Cool. If I had to guess, I would have said the condor would be the least likely of the birds you'd be able to photograph -- so congrats on that.

The NC zoo has a desert exhibit with one or more roadrunners. They're very entertaining birds to watch. I know, it's not quite the same as seeing them in their natural habitat, but still pretty cool.


----------



## cnycharles (Sep 29, 2013)

Nice shots. I'll be back in New Mexico mid-October, enjoy the open space after moving to nj. Only road runner I saw was up in the mountains a bit. Mother says they like to be around trees more.


----------



## eggshells (Sep 29, 2013)

Amazing shot as always. Someone had probably asked but what gear did you used to shoot the wildlife?


----------



## abax (Sep 29, 2013)

I really enjoy your photos, Clark. It's a shame about not getting a shot
of a Road Runner. My mother had a wild RR that she fed peanuts on her
deck. Eventually, he walked right into her house to get his peanut. The
bird got quite comfortable walking into her kitchen to get his daily peanut.


----------



## Secundino (Sep 30, 2013)

Just awesome shots. Thanks for sharing!


----------



## JeanLux (Sep 30, 2013)

Excellent pics Clark, bravo !!!! Jean


----------



## SlipperFan (Sep 30, 2013)

I need a 19" monitor on my laptop.


----------



## KyushuCalanthe (Oct 1, 2013)

Fab photos as always Clark. You have a real knack for wildlife photography. Time to get to Yellowstone or better yet, Alaska with your kit.


----------



## Clark (Oct 1, 2013)

Thanks everyone 

Tom- supposed to be booking lodging for Yellowstone this week. But it will have to wait a week(I am guessing). 
Got annual National Parks pass before last trip. We bitched about the rain then, but now realize we were lucky to get passed the gates of the NPs we visited. :crazy:
Alaska is three years out. Brook's Falls is a must. Iffy about Denali. It is shuttle only.
Barring any rain, have Rickett's Glen and elk coming up next with leaf peeping.


Eggshells- The above images were taken with the following. The next round will contain some with the Canon 5Diii(only change in setup).
Canon 7D
Canon 100-400mm lens
Transcend 32GB CF card (best bang for the buck, got three, never a problem with speed)
RAW format
Post processed w/ Canon Raw converter (DPP)
Tripod and remote shutter release (always)

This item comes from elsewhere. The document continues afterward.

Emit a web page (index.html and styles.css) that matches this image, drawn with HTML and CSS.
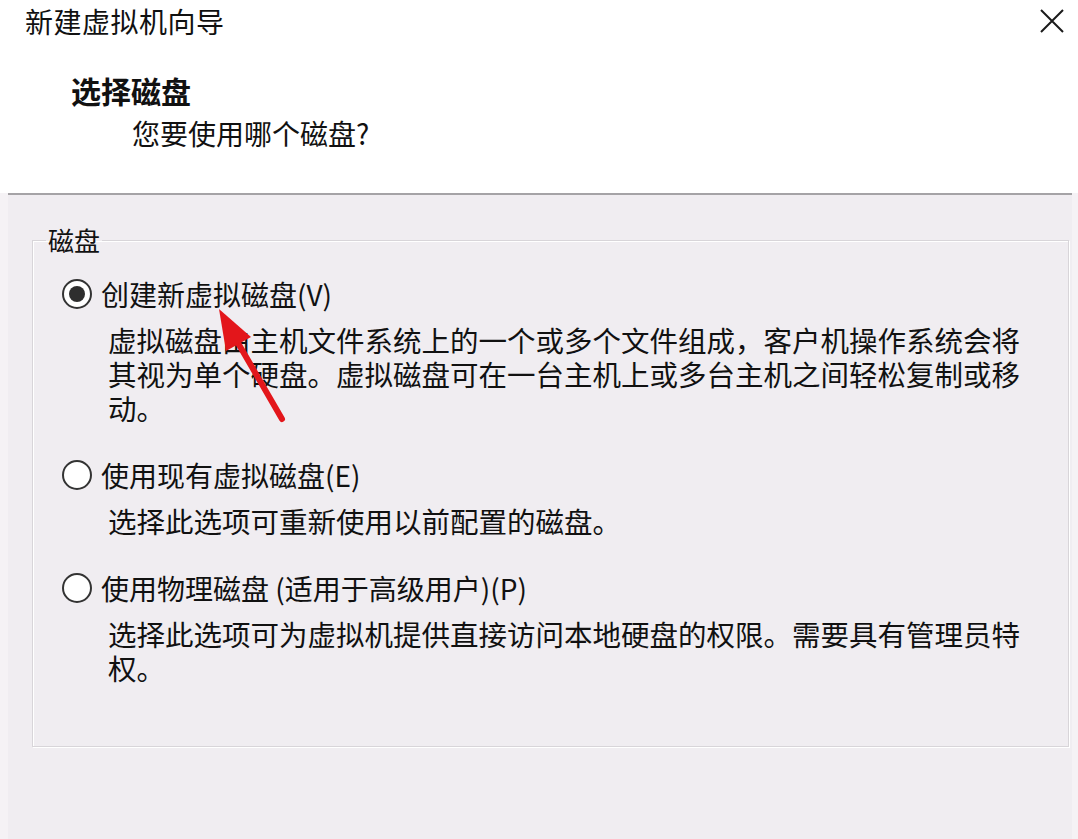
FILE: index.html
```html
<!DOCTYPE html>
<html lang="zh-CN">
<head>
<meta charset="utf-8">
<title>新建虚拟机向导</title>
<link rel="stylesheet" href="styles.css">
</head>
<body>
<div class="window">
  <div class="titlebar">
    <span class="title">新建虚拟机向导</span>
    <svg class="close" width="26" height="26" viewBox="0 0 26 26"><path d="M2 2 L24 24 M24 2 L2 24" stroke="#1a1a1a" stroke-width="2" fill="none"/></svg>
  </div>
  <div class="header">
    <div class="heading">选择磁盘</div>
    <div class="subheading">您要使用哪个磁盘?</div>
  </div>
  <div class="divider"></div>
  <div class="body">
    <fieldset class="group">
      <legend class="legend">磁盘</legend>
      <div class="option">
        <div class="radio-row"><span class="radio checked"></span><span class="radio-label">创建新虚拟磁盘(V)</span></div>
        <div class="desc">虚拟磁盘由主机文件系统上的一个或多个文件组成，客户机操作系统会将<br>其视为单个硬盘。虚拟磁盘可在一台主机上或多台主机之间轻松复制或移<br>动。</div>
      </div>
      <div class="option">
        <div class="radio-row"><span class="radio"></span><span class="radio-label">使用现有虚拟磁盘(E)</span></div>
        <div class="desc">选择此选项可重新使用以前配置的磁盘。</div>
      </div>
      <div class="option">
        <div class="radio-row"><span class="radio"></span><span class="radio-label">使用物理磁盘 (适用于高级用户)(P)</span></div>
        <div class="desc">选择此选项可为虚拟机提供直接访问本地硬盘的权限。需要具有管理员特<br>权。</div>
      </div>
    </fieldset>
  </div>
  <svg class="arrow" width="1078" height="839" viewBox="0 0 1078 839">
    <line x1="238" y1="343" x2="282" y2="419" stroke="#e3161b" stroke-width="6" stroke-linecap="round"/>
    <polygon points="219,309 251,337 226,351" fill="#e3161b"/>
  </svg>
</div>
</body>
</html>
```
FILE: styles.css
```css
html, body {
  margin: 0;
  padding: 0;
}
body {
  font-family: "Noto Sans CJK SC", "Noto Sans", sans-serif;
  color: #111;
  background: #ffffff;
}
.window {
  position: relative;
  width: 1078px;
  height: 839px;
  background: #f5f2f5;
  overflow: hidden;
  display: flex;
  flex-direction: column;
}
.titlebar {
  background: #ffffff;
  height: 58px;
  display: flex;
  justify-content: space-between;
  align-items: flex-start;
  padding: 0 13px 0 25px;
}
.title {
  font-size: 28px;
  line-height: 42px;
  letter-spacing: 0.5px;
}
.close {
  margin-top: 8px;
}
.header {
  background: #ffffff;
  height: 135px;
  box-sizing: border-box;
  padding: 15px 0 0 71px;
}
.heading {
  font-size: 30px;
  font-weight: bold;
  line-height: 34px;
}
.subheading {
  font-size: 28px;
  line-height: 40px;
  margin-left: 61px;
  margin-top: 6px;
}
.divider {
  height: 2px;
  background: #a5a3a6;
  margin: 0 6px 0 8px;
}
.body {
  flex: 1;
  background: #f0edf1;
  margin: 0 6px 0 8px;
  padding: 32px 3px 0 24px;
}
.group {
  margin: 0;
  padding: 24px 0 60px 29px;
  border: 1px solid #d8d5d9;
  box-shadow: inset 1px 1px 0 #ffffff, 1px 1px 0 #ffffff;
  min-width: 0;
  height: 520px;
  box-sizing: border-box;
}
.legend {
  font-size: 26px;
  line-height: 26px;
  padding: 0 2px;
  margin-left: -16px;
}
.option {
  margin-bottom: 33px;
}
.radio-row {
  display: flex;
  align-items: center;
  height: 34px;
}
.radio {
  width: 26px;
  height: 26px;
  border: 2px solid #333333;
  border-radius: 50%;
  background: #ffffff;
  box-sizing: content-box;
  display: flex;
  align-items: center;
  justify-content: center;
  flex: none;
}
.radio.checked::after {
  content: "";
  width: 16px;
  height: 16px;
  border-radius: 50%;
  background: #2e2e2e;
}
.radio-label {
  font-size: 28px;
  line-height: 34px;
  margin-left: 9px;
}
.desc {
  font-size: 28.5px;
  line-height: 34px;
  margin-top: 12px;
  margin-left: 46px;
}
.arrow {
  position: absolute;
  left: 0;
  top: 0;
  pointer-events: none;
}
```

Eggshells- as you know, the hoofed mammals are ready to mate/mating. Closing the gap is sooooo much easier now. Kinda of funny, looking back at last year's visit with the elk, 
wondering if one of the nastier bulls mistaked my tripod for antlers while we were walking.

Charles- got out to the tip of Sandy Hook last Sunday. Dude- you are so lucky. That tidal pool has never been the same since The Storm 11 months ago. 
All that muck that was the basis for food chain, has been buried in sand. Big waste of time hoofing it out there.

Abax- happy to hear your Mom had lots of luck with this one.
It might be years before Super Genius gets another shot at the RR.
beep beep



Thanks again


----------



## SlipperFan (Oct 1, 2013)

What a difference a big monitor makes! Beautiful photos, Clark.


----------



## abax (Oct 2, 2013)

Clark, try raw peanuts at your next opportunity.


----------



## eggshells (Oct 2, 2013)

Thanks Clark. Waiting for the next set of your pictures.


----------



## likespaphs (Oct 2, 2013)

wow.... just wow....


----------